On a 15 man roster, the Clippers have only 5 players (Chris Kaman, Cat Mobley, Tim Thomas, Al Thornton and Brevin Knight) signed to fully guaranteed contracts next season.  (Pathetically enough, those 5 were the Clippers starters more than once this sad, sad season, so we know what we're dealing with if those are in fact the only players who come back.)  In addition to those 5, Josh Powell is signed for two more years, though his contract is only partially guaranteed.  And of course we know that Corey Maggette and Elton Brand both have early termination options which they can exercise to become free agents.  If Maggette and Brand exercise their ETO's, the Clippers will have 9 free agents among the 15 players who finished the season on the roster.  So it's going to be a busy off-season.

Some of these free agents will be easier to deal with than others.  In the case of Elton Brand, it's a matter of offering him a maximum contract and hoping he signs it.  (By the way, I've often criticized teams for 'bidding against themselves' for a player's services, but the rules change for Elton Brand.  You offer him a maximum contract even if no one else is able to, because it's the right thing to do.)  

On the other end of the spectrum, you don't bother offering Dan Dickau a contract (I think Dickau outplayed Brevin Knight this season, but Knight is signed, Dickau is not, and neither one of them was particularly good.  So there's no point bringing Dickau back.)  And players like Nick Fazekas and Marcus Williams and Paul Davis are relatively easy  also - they play in Summer League, they come to camp on make good minimum deals, if they make the team great.  In the meantime, if someone else makes them a better offer, maybe you guarantee the money for Ze Freak - but I don't see offering him more than the minimum based on 300 NBA minutes.  The other guys are welcome to go elsewhere.

Quinton Ross is likely gone.  I would suspect that even MDsr recognizes that the experiment failed.  Let Q try to find a good team who can use him as a stopper.  (It's hard to dedicate that roster spot to such a one-dimensional player on a bad team.)  Besides, with Brevin Knight signed and likely to at least play backup point guard minutes, you can ill-afford to have another backcourt player so woefully incompetent on offense.

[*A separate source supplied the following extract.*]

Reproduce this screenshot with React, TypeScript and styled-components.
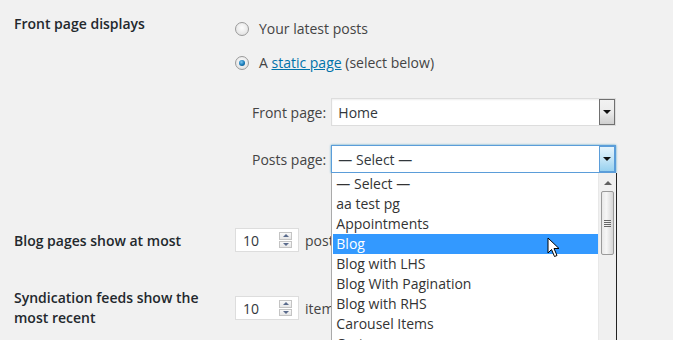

Smush Parker I won't comment on.  I assume he'll end up in camp.  FSM forbid, he may make the team.  If it were up to me, he would not have been here at all, so I can't really speak to what they're planning to do with him.

The complexity increases with Maggette.  You make nice with Corey and his agent Rob Pelinka - you tell them how much you want Corey to be in LA.  And you start with the same 3 year deal starting at $8.5M you offered him last summer.  He'll want more, and then you do your level best to figure out if you're actually going to lose him for nothing in return.  Maybe you increase the offer.  Maybe you can work a sign and trade.  But in Corey's case, you definitely don't bid against yourself.  I don't think another team is going to offer him more than that 3/$30M deal, so it's a matter of maintaining a pretty strong negotiating position without insulting the guy.  (Of course, given Donald Sterling's attachment to Corey, it may go very differently.)

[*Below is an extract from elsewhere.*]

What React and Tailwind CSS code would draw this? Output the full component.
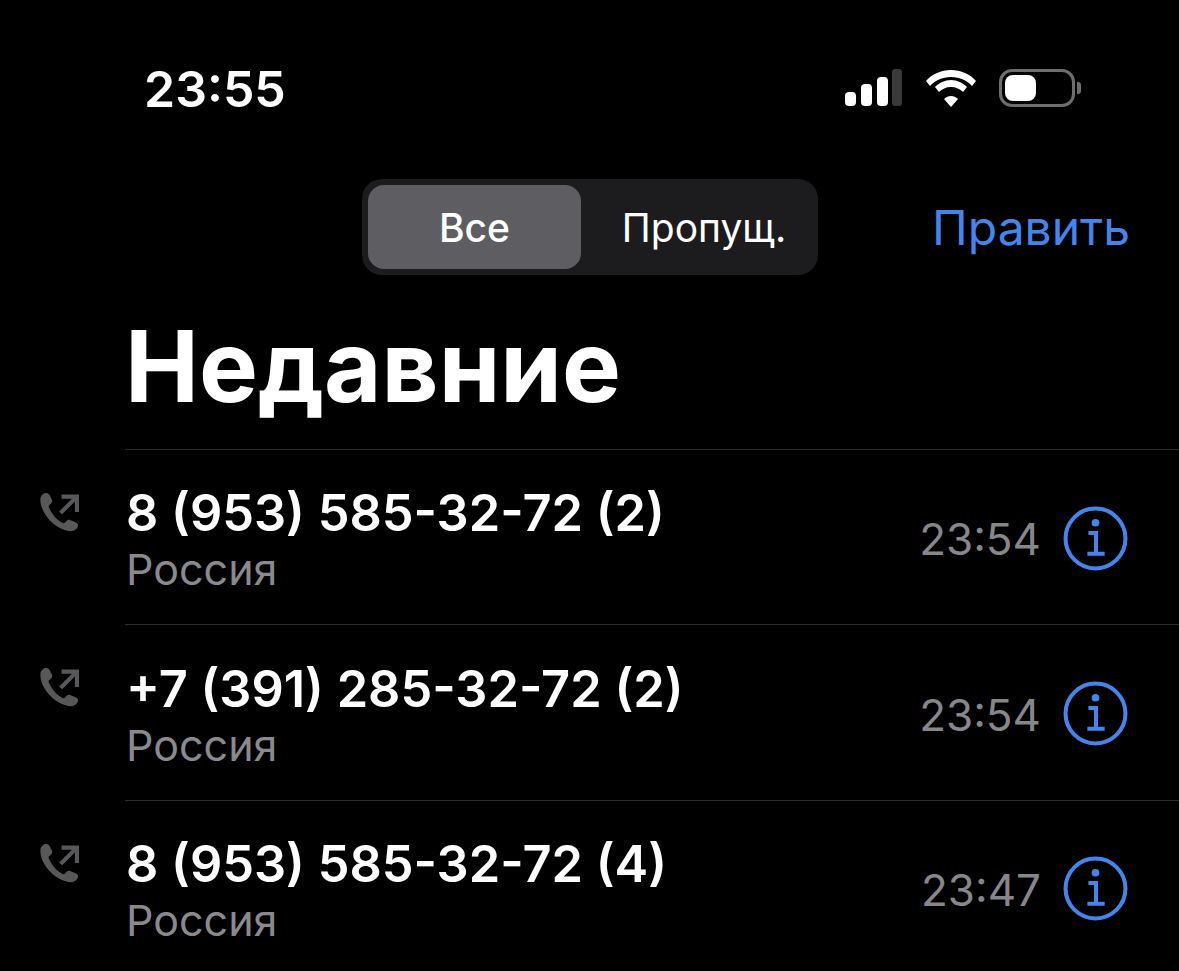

But by far the most complicated situation for the Clippers this summer is Shaun Livingston.  The Clippers have until June 30 to make a qualifying offer of $5.8M to make Livingston a restricted free agent.  If however they rescind that qualifying offer before the 30th, he becomes an unrestricted free agent.  

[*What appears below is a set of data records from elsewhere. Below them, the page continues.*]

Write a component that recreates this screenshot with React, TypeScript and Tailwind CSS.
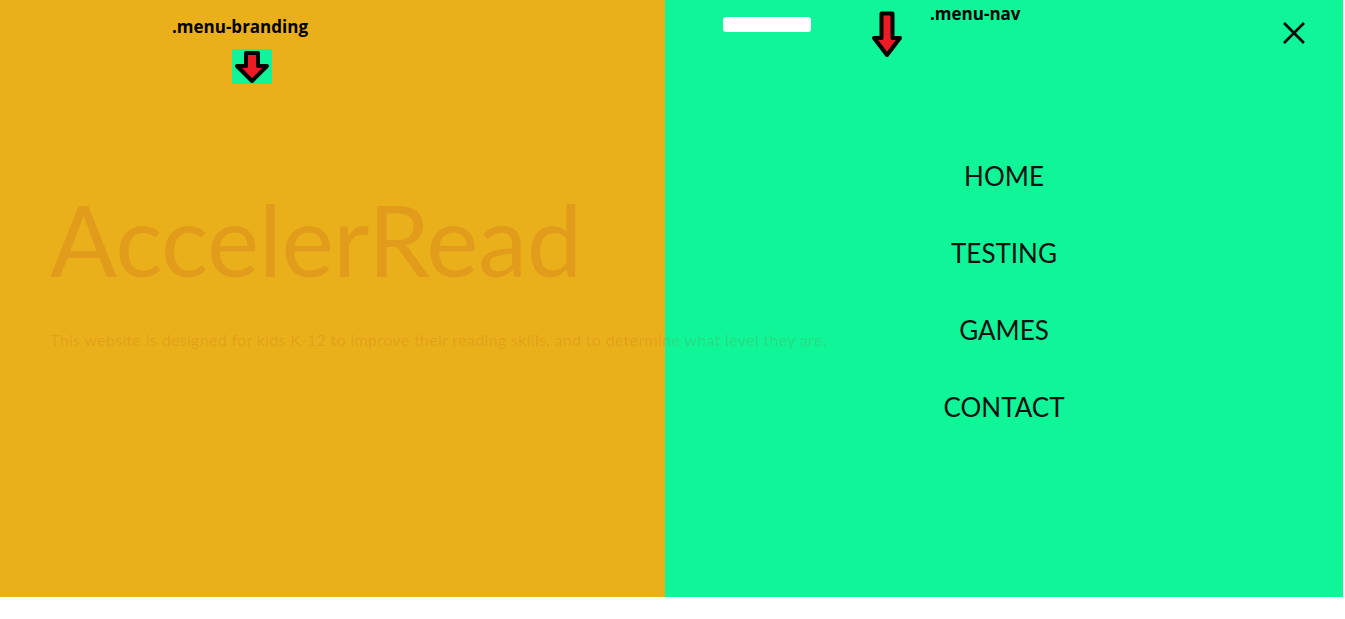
const navLinks = ['HOME', 'TESTING', 'GAMES', 'CONTACT'];

function DownArrow({ className, wide }: { className?: string; wide?: boolean }) {
  return (
    <svg viewBox={wide ? '0 0 34 32' : '0 0 30 46'} className={className}>
      <path
        d={wide ? 'M11 2 H23 V15 H32 L17 30 L2 15 H11 Z' : 'M9.5 2.5 H20.5 V27 H28 L15 44 L2 27 H9.5 Z'}
        fill="#ed1c24"
        stroke="#000"
        strokeWidth="4"
        strokeLinejoin="round"
      />
    </svg>
  );
}

export default function App() {
  return (
    <div className="w-full bg-white">
      <div className="flex h-[597px] font-['Lato',sans-serif]">
        {/* Branding side */}
        <section className="relative z-10 w-[665px] shrink-0 bg-[#eab01c]">
          <div className="flex flex-col items-center w-[480px] pt-[15px]">
            <span className="font-['Open_Sans',sans-serif] font-bold text-[17px] leading-6 text-black">
              .menu-branding
            </span>
            <div className="ml-[24px] mt-[10px] flex h-[35px] w-[40px] items-center justify-center bg-[#10f598]">
              <DownArrow wide className="h-[32px] w-[34px]" />
            </div>
          </div>

          <h1 className="mt-[105px] pl-[50px] text-[99px] leading-none tracking-[-0.5px] text-[#e29c1b]">
            AccelerRead
          </h1>
          <p className="mt-[40px] pl-[50px] whitespace-nowrap text-[16px] tracking-[0.32px] text-[rgba(180,60,0,0.15)]">
            This website is designed for kids K-12 to improve their reading skills, and to determine what level they are.
          </p>
        </section>

        {/* Nav side */}
        <section className="relative w-[678px] shrink-0 bg-[#10f598]">
          <div className="flex items-start pt-[6px]">
            <div className="ml-[58px] mt-[11px] h-[15px] w-[88px] rounded-[3px] bg-white" />
            <DownArrow className="ml-[61px] mt-[5px] h-[46px] w-[30px]" />
            <span className="ml-[28px] font-['Open_Sans',sans-serif] font-bold text-[17px] leading-4 text-black">
              .menu-nav
            </span>
          </div>
          <button className="absolute right-[38px] top-[22px] text-black">
            <svg viewBox="0 0 22 22" className="h-[22px] w-[22px]">
              <path d="M1 1 L21 21 M21 1 L1 21" stroke="currentColor" strokeWidth="2.6" />
            </svg>
          </button>

          <nav className="mt-[101px] flex flex-col items-center gap-[41px]">
            {navLinks.map((link) => (
              <a key={link} href="#" className="text-[26px] leading-9 text-[#111]">
                {link}
              </a>
            ))}
          </nav>
        </section>
      </div>
    </div>
  );
}
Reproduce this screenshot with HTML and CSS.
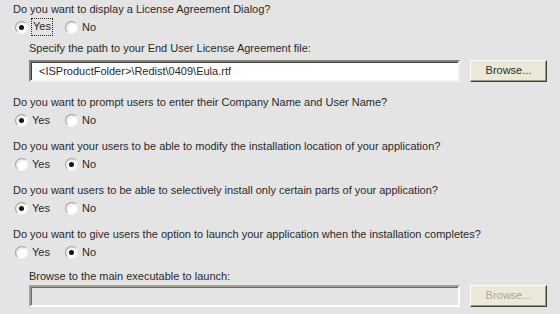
FILE: index.html
```html
<!DOCTYPE html>
<html lang="en">
<head>
  <meta charset="UTF-8">
  <title>Dialogs</title>
  <link rel="stylesheet" href="styles.css">
</head>
<body>
  <div class="panel">
    <div class="group">
      <div class="question">Do you want to display a License Agreement Dialog?</div>
      <div class="options">
        <label class="option"><span class="radio checked"></span><span class="focus">Yes</span></label>
        <label class="option"><span class="radio"></span>No</label>
      </div>
      <div class="sub">
        <div class="sub-label">Specify the path to your End User License Agreement file:</div>
        <div class="field-row">
          <div class="field">&lt;ISProductFolder&gt;\Redist\0409\Eula.rtf</div>
          <div class="button">Browse...</div>
        </div>
      </div>
    </div>

    <div class="group">
      <div class="question">Do you want to prompt users to enter their Company Name and User Name?</div>
      <div class="options">
        <label class="option"><span class="radio checked"></span>Yes</label>
        <label class="option"><span class="radio"></span>No</label>
      </div>
    </div>

    <div class="group">
      <div class="question">Do you want your users to be able to modify the installation location of your application?</div>
      <div class="options">
        <label class="option"><span class="radio"></span>Yes</label>
        <label class="option"><span class="radio checked"></span>No</label>
      </div>
    </div>

    <div class="group">
      <div class="question">Do you want users to be able to selectively install only certain parts of your application?</div>
      <div class="options">
        <label class="option"><span class="radio checked"></span>Yes</label>
        <label class="option"><span class="radio"></span>No</label>
      </div>
    </div>

    <div class="group">
      <div class="question">Do you want to give users the option to launch your application when the installation completes?</div>
      <div class="options">
        <label class="option"><span class="radio"></span>Yes</label>
        <label class="option"><span class="radio checked"></span>No</label>
      </div>
      <div class="sub sub-launch">
        <div class="sub-label">Browse to the main executable to launch:</div>
        <div class="field-row">
          <div class="field disabled"></div>
          <div class="button disabled">Browse...</div>
        </div>
      </div>
    </div>
  </div>
</body>
</html>
```

FILE: styles.css
```css
* {
  margin: 0;
  padding: 0;
  box-sizing: border-box;
}

body {
  font-family: 'Liberation Sans', Arial, sans-serif;
  font-size: 11px;
  background: #e4e4e4;
  color: #2a2a2a;
  width: 560px;
  height: 314px;
  overflow: hidden;
}

.panel {
  padding: 2px 0 0 13px;
}

.group {
  margin-bottom: 10px;
}

.question {
  height: 14px;
  line-height: 14px;
  white-space: nowrap;
}

.options {
  display: flex;
  height: 18px;
  margin-top: 2px;
  align-items: center;
}

.option {
  display: flex;
  align-items: center;
  width: 50px;
  padding-left: 2px;
}

.radio {
  position: relative;
  width: 13px;
  height: 13px;
  border-radius: 50%;
  background: radial-gradient(circle at 65% 65%, #ffffff 40%, #e8e8e0 70%, #c8c8bc 100%);
  border: 1px solid;
  border-color: #a4a49a #f4f4f4 #f4f4f4 #a4a49a;
  margin-right: 4px;
  flex-shrink: 0;
}

.radio.checked::after {
  content: '';
  position: absolute;
  left: 3px;
  top: 3px;
  width: 5px;
  height: 5px;
  border-radius: 50%;
  background: #111;
}

.focus {
  outline: 1px dotted #222;
  padding: 1px 1px 2px;
  line-height: 13px;
}

.sub {
  padding-left: 16px;
  margin-top: 5px;
  margin-bottom: 13px;
}

.sub-label {
  height: 14px;
  line-height: 14px;
}

.field-row {
  display: flex;
  margin-top: 5px;
  gap: 10px;
}

.sub-launch {
  margin-top: 8px;
}

.sub-launch .field-row {
  margin-top: 2px;
}

.field {
  width: 431px;
  height: 22px;
  line-height: 18px;
  padding-left: 8px;
  background: #fff;
  border: 2px solid;
  border-color: #808074 #f0f0f0 #f0f0f0 #808074;
  box-shadow: inset 1px 1px 0 #404040;
  white-space: nowrap;
}

.field.disabled {
  background: #e4e4e4;
  box-shadow: inset 1px 1px 0 #6a6a60;
  border-color: #a0a090 #ffffff #ffffff #a0a090;
}

.button {
  width: 77px;
  height: 22px;
  line-height: 18px;
  text-align: center;
  background: #ece9d8;
  border: 1px solid;
  border-color: #ffffff #404040 #404040 #ffffff;
  box-shadow: inset -1px -1px 0 #9a9888;
}

.button.disabled {
  color: #a8a89a;
}
```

I had been under the perhaps wishful impression that Livingston would play some this season, so that the Clippers would not be flying quite so blind on his new contract.  But $5.8M is a LOT of money to pay a guy who has played in 145 of a potential 328 games in 4 seasons (and whose career PER is a less than awe-inspiring 11.7).  

It would be nice for the Clippers to maintain the right to match offers - but realistically it's not as if any other team is going to offer him a contract starting at $5.8M.  That's approximately the same as the full mid level exception, and there are other players teams can go after for that sort of money.  If the Clippers don't make the qualifying offer, Livingston becomes an unrestricted free agent, and would be free to sign with another team, perhaps believing he could leave the ghosts of Danny Manning and Ron Harper behind him.  But if they do make the qualifying offer, he could choose to accept it for a single season, hoping to have a strong 08-09 and cash in big time as an unrestricted free agent in summer 2009.  So there aren't any particularly good solutions.  

The question of loyalty will certainly come into play here.  The Clippers have of course paid him a lot of money already to play in fewer than half of their games these last four years.  And situations like these usually create a mutual 'need' in the actors - the Clippers 'need' to justify their use of the 4th pick in the draft; Livingston 'needs' to prove that the organization's faith in him was warranted.  So it seems unlikely that Livingston would go to another team, even if he were able to.

I'd like to see Livingston signed for less money, but more seasons.  Something in the neighborhood of 3/$10M.  It's more money for Shaun in aggregate, mitigating his worst case scenario of never being able to play at a high level again.  It also addresses the Clippers worst fear - not that he can't play (there's insurance for that), but that he plays, he plays great, and then he signs somewhere else at the age of 23.

But I have no idea how the Clippers will approach this one.  Like I said, it's complex.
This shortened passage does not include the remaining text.